We have included both the functions for error handling and the testing in the respective test folders.
To get started, create and activate the environment with
$ conda/mamba env create -f environment.yml
$ conda activate did
$ pip install kaleido==0.1.0.post1To build the project, type
$ pytaskTo test the functions, type
$ pytest-
SRC : The SRC folder containing all the codes, regarding building the project is structured into four subfolders.
-
data : This folder contains the CPS micro data and the Empirical Project raw data namely cps_00006.csv.gz and Trade_Indices_E_All_Data_NOFLAG.csv.gz respectively.
-
data_management :
- cps_clean_data.py : This file contains the functions to clean and aggregate the micro level CPS data.
- empirical_clean_data.py : This file contains the fucntions to clean and prepare the empirical dataset for the regression analysis.
- data_info.yaml : This file has all the necessary arguments defined to build the project in form of a dictionary.
- task_data_management.py : This file contains all the related tasks of this folder for execution.
-
monte_carlo_analysis :
- synthetic_data_gen.py : This file contains the synthetic data generation fucntions.

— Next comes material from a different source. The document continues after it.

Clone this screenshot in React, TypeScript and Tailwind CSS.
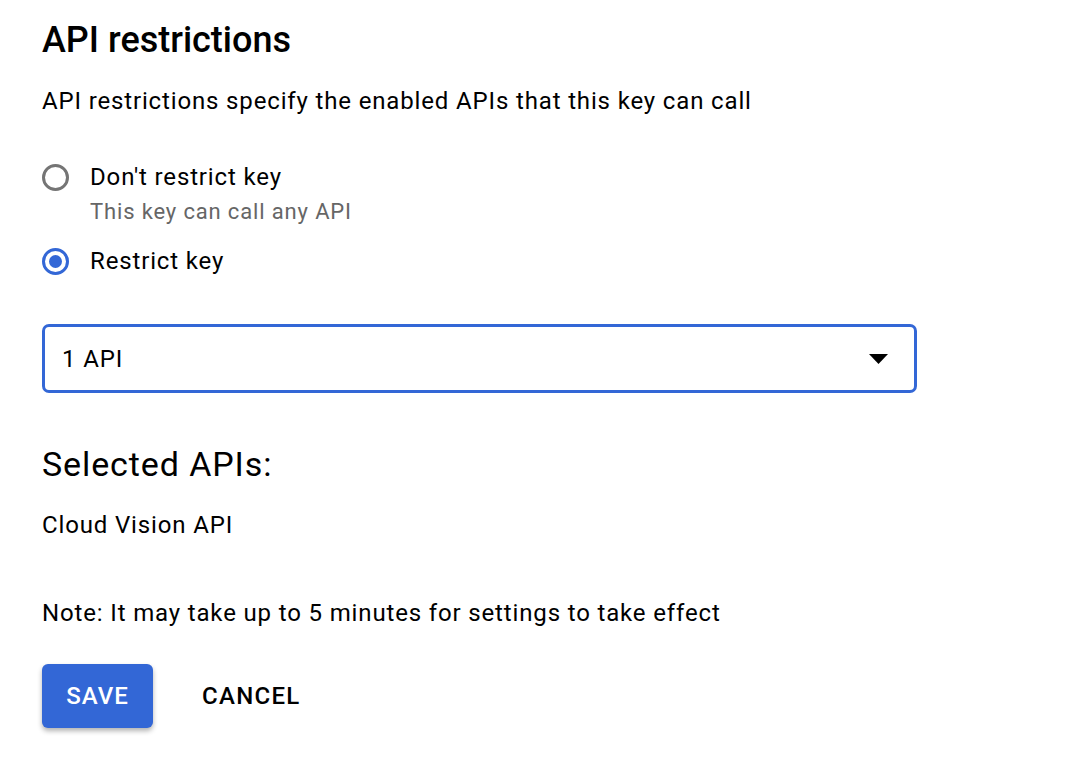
const Radio = ({ checked }: { checked: boolean }) => (
  <span
    className={
      "flex h-[27px] w-[27px] shrink-0 items-center justify-center rounded-full border-[3px] " +
      (checked ? "border-[#3367d6]" : "border-[#757575]")
    }
  >
    {checked && <span className="h-[13px] w-[13px] rounded-full bg-[#3367d6]" />}
  </span>
);

export default function App() {
  return (
    <div className="min-h-screen bg-white pl-[42px] pt-[16px] text-black [font-family:Roboto,'Liberation_Sans',sans-serif]">
      <h1 className="text-[36px] font-medium leading-[48px]">API restrictions</h1>
      <p className="mt-[21px] text-[24px] leading-[32px] tracking-[0.85px]">
        API restrictions specify the enabled APIs that this key can call
      </p>

      <div className="mt-[44px] flex flex-col">
        <label className="flex h-[32px] items-center gap-[21px]">
          <Radio checked={false} />
          <span className="text-[24px] leading-[32px] tracking-[0.85px]">Don't restrict key</span>
        </label>
        <div className="mt-[5px] pl-[48px] text-[22px] leading-[28px] tracking-[0.85px] text-[#666666]">
          This key can call any API
        </div>
        <label className="mt-[19px] flex h-[32px] items-center gap-[21px]">
          <Radio checked={true} />
          <span className="text-[24px] leading-[32px] tracking-[0.85px]">Restrict key</span>
        </label>
      </div>

      <div className="mt-[47px] flex h-[69px] w-[875px] items-center justify-between rounded-[7px] border-[3px] border-[#3367d6] pl-[17px] pr-[26px]">
        <span className="text-[24px] leading-[32px] tracking-[0.85px]">1 API</span>
        <svg width="19" height="10" viewBox="0 0 19 10">
          <path d="M0 0h19L9.5 10z" fill="#000" />
        </svg>
      </div>

      <h2 className="mt-[49px] text-[34px] leading-[44px] tracking-[0.9px]">Selected APIs:</h2>
      <p className="mt-[23px] text-[24px] leading-[32px] tracking-[0.85px]">Cloud Vision API</p>

      <p className="mt-[56px] text-[24px] leading-[32px] tracking-[0.85px]">
        Note: It may take up to 5 minutes for settings to take effect
      </p>

      <div className="mt-[35px] flex items-center">
        <button className="h-[64px] w-[111px] rounded-[6px] bg-[#3367d6] text-[24px] font-medium tracking-[1px] text-white shadow-[0_3px_5px_rgba(0,0,0,0.3)]">
          SAVE
        </button>
        <button className="ml-[25px] h-[64px] px-[24px] text-[24px] font-medium tracking-[1.3px]">CANCEL</button>
      </div>
    </div>
  );
}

- subfunctions.py : This file contains all the subfunctions which are required to run the Monte Carlo simulation functions.
- homogenous_AR1.py : This file contains the Monte Carlo simulations for all the methods, for the data generation process of homogenous AR1.
- heterogenous_AR1.py : This file contains the Monte Carlo simulations for all the methods, for the data generation process of heterogenous AR1.
- homogenous_MA1.py : This file contains the Monte Carlo simulations for all the methods, for the data generation process of homogenous MA1.
- cps_monte_carlo.py : This file contains the Monte Carlo simulations for all the methods for the CPS dataset.
- empirical_regression.py : This file contains the regression analysis of the empirical dataset using the OLS and the CRSE method.
- task_analysis.py : This file contains all the related tasks of this folder for execution.
-
final :
- plot.py : This file contains the plot functions of both Type I Error and Power for all the data generation processes of all the methods.
- task_final.py : This file contains all the related tasks of this folder for execution.
-
config.py : This file contains all the necessary configurations and lists used for executing the tasks.
-
utilities.py : This file contains the function to read the .yaml files.
-
-
tests : The tests folder contains all the tests for the functions.
- analysis : This folder has 2 files namely test_data_gen.py and test_subfunctions.py
- data_management : This folder contains 2 files namely test_cps_clean_data.py and test_empirical_clean_data.py
-
paper : The paper folder contains the .tex files for generating the pdfs, namely did.tex , did_pres.tex and the task_paper.py which contains all the tasks for the generation of the Latex outputs.
-
Structure of the BLD folder which generates on running the project :
The BLD folders has 2 subfolders : latex and python.
- latex : It contains the paper and the presentation generated.
- python : It is structured as follows :
- cps : This folder contains the processed CPS data and all the results pertaining to the CPS dataset.
- empirical_study : This folder contains the processed emprical project data and all the results pertaining to the empirical project dataset.
- tables : It contains 3 subfolders for each data generation process and each of these folder contains the table outputs of the Monte Carlo Analysis for each method.
- figures : It contains 2 folders type_1 and power, each of which contains the Type I and the Power convergence plots for each data generation method.
This project was created with cookiecutter and the econ-project-templates.